ALBANY – Coming to a monastery near you: one of the most inspirational, peaceful and holy figures in the world.

But you’ll be hard-pressed to see him. There is no public schedule.

His Holiness the 14th Dalai Lama, Tenzin Gyats — head of the Tibetan state in exile, spiritual leader of the Tibetan people and winner of the 1989 Nobel Peace Prize — will be in Woodstock on Sept. 22.

The Ulster County community also is the home of the Karma Triyana Dharmachakra Tibetan Buddhist monastery, atop Mead’s Mountain.

There, in the heart of the Catskills, the renowned spiritual leader will teach and break bread a day after participating in a meeting at the Menla Mountain Retreat and Conference Center in Phoenicia.

Both events will follow a teach-in scheduled from Sept. 18-20 at the University at Buffalo, where he will receive an honorary doctorate and spend time with students and faculty. A speaking engagement in the school’s 30,000-seat stadium will wrap up with an interfaith religious service.

After leaving Woodstock, the Dalai Lama will head to New York City to teach at Tibet House, a nonprofit organization dedicated to preserving Tibetan civilization, its wisdom and special art of freedom. Tibet House New York is part of a worldwide network of Tibetan institutions “committed to ensuring that the light of the Tibetan spirit never disappears from the face of the Earth.”

The Buffalo stop is sold out, and the events in Woodstock and Phoenecia are private.
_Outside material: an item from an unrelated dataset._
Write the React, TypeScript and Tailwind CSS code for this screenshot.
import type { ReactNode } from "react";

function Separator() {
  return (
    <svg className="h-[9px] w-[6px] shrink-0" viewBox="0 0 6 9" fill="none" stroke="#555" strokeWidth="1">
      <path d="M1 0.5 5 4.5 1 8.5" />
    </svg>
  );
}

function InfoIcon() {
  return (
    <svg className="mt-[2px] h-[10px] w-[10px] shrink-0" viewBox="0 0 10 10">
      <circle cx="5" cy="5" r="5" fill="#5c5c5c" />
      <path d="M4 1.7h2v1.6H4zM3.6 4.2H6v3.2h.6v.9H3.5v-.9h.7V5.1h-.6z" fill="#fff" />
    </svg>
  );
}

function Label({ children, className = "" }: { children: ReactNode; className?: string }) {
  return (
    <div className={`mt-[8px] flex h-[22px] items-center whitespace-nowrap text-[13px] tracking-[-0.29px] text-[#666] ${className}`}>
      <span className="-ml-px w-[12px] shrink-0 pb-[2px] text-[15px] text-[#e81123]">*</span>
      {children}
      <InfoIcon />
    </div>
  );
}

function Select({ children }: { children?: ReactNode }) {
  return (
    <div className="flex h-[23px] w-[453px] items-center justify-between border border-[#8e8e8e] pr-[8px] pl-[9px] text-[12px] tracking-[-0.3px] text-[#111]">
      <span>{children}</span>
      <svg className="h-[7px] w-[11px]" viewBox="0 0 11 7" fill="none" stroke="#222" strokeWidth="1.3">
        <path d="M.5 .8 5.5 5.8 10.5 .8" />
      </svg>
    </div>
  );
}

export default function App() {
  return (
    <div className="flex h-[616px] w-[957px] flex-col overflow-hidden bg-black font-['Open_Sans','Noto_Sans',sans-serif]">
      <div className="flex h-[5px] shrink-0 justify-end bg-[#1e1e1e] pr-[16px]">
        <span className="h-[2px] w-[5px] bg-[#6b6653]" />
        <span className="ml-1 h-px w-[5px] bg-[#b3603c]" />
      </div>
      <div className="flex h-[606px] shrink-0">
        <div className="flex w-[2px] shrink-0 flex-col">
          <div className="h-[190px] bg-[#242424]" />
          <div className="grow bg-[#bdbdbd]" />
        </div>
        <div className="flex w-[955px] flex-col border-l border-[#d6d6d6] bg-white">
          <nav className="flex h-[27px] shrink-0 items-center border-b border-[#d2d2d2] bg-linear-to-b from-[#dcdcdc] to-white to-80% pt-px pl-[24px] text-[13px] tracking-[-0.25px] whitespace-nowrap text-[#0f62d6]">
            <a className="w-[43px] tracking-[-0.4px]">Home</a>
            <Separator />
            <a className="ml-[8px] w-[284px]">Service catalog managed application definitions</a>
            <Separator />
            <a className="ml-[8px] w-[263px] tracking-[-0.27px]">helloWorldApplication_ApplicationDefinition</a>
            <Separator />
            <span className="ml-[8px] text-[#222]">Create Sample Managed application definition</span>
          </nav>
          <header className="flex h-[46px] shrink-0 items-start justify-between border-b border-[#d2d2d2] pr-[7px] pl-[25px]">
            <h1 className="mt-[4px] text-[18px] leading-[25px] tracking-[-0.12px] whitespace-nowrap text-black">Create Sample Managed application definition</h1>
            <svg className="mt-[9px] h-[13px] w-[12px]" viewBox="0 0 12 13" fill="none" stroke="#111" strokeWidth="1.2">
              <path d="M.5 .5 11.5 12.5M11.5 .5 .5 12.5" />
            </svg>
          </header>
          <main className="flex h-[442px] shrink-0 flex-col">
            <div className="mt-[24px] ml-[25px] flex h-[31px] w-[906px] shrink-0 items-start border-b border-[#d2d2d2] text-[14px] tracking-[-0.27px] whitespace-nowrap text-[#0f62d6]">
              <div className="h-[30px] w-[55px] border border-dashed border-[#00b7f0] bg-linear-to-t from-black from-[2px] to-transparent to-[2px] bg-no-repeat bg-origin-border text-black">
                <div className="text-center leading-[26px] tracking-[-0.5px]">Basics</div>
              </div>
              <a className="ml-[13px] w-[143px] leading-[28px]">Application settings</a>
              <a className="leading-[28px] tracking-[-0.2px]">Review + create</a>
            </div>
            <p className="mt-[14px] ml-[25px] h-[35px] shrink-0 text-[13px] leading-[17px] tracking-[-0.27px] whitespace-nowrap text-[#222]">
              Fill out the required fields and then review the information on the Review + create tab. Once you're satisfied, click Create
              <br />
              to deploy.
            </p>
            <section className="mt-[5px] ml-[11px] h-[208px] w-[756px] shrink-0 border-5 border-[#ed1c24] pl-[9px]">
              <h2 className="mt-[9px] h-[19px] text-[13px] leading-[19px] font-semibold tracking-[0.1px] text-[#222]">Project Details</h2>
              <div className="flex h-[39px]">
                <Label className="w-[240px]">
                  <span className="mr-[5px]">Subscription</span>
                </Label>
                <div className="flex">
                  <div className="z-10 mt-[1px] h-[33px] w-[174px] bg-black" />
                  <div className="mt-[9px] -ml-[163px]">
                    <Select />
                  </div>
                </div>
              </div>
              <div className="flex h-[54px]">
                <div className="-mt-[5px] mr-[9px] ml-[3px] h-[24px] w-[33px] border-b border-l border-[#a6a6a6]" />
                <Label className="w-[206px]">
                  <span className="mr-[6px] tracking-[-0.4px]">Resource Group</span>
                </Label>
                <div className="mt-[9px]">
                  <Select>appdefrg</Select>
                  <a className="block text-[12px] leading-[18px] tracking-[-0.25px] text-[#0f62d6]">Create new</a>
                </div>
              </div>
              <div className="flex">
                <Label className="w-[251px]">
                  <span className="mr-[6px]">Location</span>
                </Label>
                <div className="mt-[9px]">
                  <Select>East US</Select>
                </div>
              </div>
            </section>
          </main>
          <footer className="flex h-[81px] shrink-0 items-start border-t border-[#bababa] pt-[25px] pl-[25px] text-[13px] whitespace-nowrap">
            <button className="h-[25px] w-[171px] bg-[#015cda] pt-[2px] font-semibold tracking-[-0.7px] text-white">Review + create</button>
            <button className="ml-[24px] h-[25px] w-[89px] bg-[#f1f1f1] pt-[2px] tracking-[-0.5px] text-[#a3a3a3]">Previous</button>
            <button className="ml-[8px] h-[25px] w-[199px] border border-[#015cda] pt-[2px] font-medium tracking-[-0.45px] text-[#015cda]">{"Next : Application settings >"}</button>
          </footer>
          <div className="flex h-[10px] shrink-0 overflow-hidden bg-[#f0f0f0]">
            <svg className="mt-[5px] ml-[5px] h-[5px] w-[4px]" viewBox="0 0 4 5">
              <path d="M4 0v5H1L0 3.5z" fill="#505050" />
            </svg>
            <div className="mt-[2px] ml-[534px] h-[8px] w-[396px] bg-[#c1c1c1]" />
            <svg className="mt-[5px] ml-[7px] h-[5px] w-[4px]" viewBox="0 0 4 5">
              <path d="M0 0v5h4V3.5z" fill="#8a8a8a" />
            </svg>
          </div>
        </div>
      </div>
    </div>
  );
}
Some Woodstock residents have objected to the expansion of the monastery and sued the town for issuing permits to build its accompanying residence, which they say is too tall and harms nearby Overlook Mountain. An appeals court ruled against the protest in December.

A few local people have expressed concern that the fragile mountain roads can’t handle the potential volume of rubbernecks who may drive for miles to catch a glimpse of the holy man.
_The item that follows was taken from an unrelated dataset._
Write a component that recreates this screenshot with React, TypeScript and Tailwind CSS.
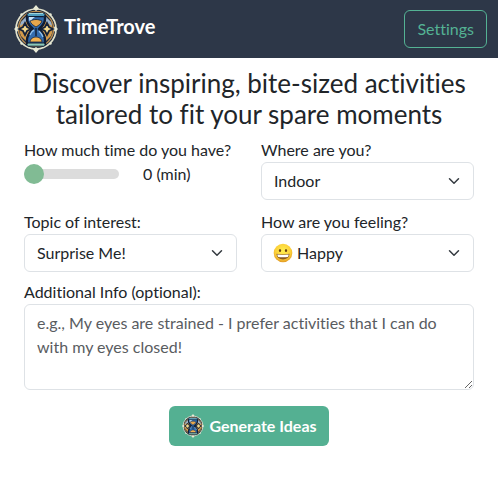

Others, like longtime resident and businesswoman Rita Sands, of Jarita Florist on Tinker Street, are open to the possibilities, despite the fact that there is no official public opportunity to participate. “I’m thrilled the Dalai Lama is coming,” Sands said. “The issue of the building aside, it’s exciting. He is a world leader. A man of peace.”

Besides, Sands joked, “The Rolling Stones were here years ago in a private place, and I managed to crash that.”

The Dalai Lama has 500 million followers. Born in 1935 as Lhamo Dhondrub in a village in northeastern Tibet, he was recognized at 2, in accordance with Tibetan tradition, as the reincarnation of his predecessor, the 13th Dalai Lama, and thus an incarnation of Avalokitesvara, the Buddha of Compassion.

He has lived in India since 1959, when the Chinese occupation of Tibet forced him to seek asylum.

The Buddhist retreat in Phoenicia was founded by Robert Thurman, a religion scholar at Columbia University.

“We brought the Dalai Lama here because we wanted him to see our new facilities and we knew KTD did, too,” said Ganden Thurman, executive director of Tibet House in Manhattan. “We wanted him here. They wanted him here. So we could kill two birds with one stone.”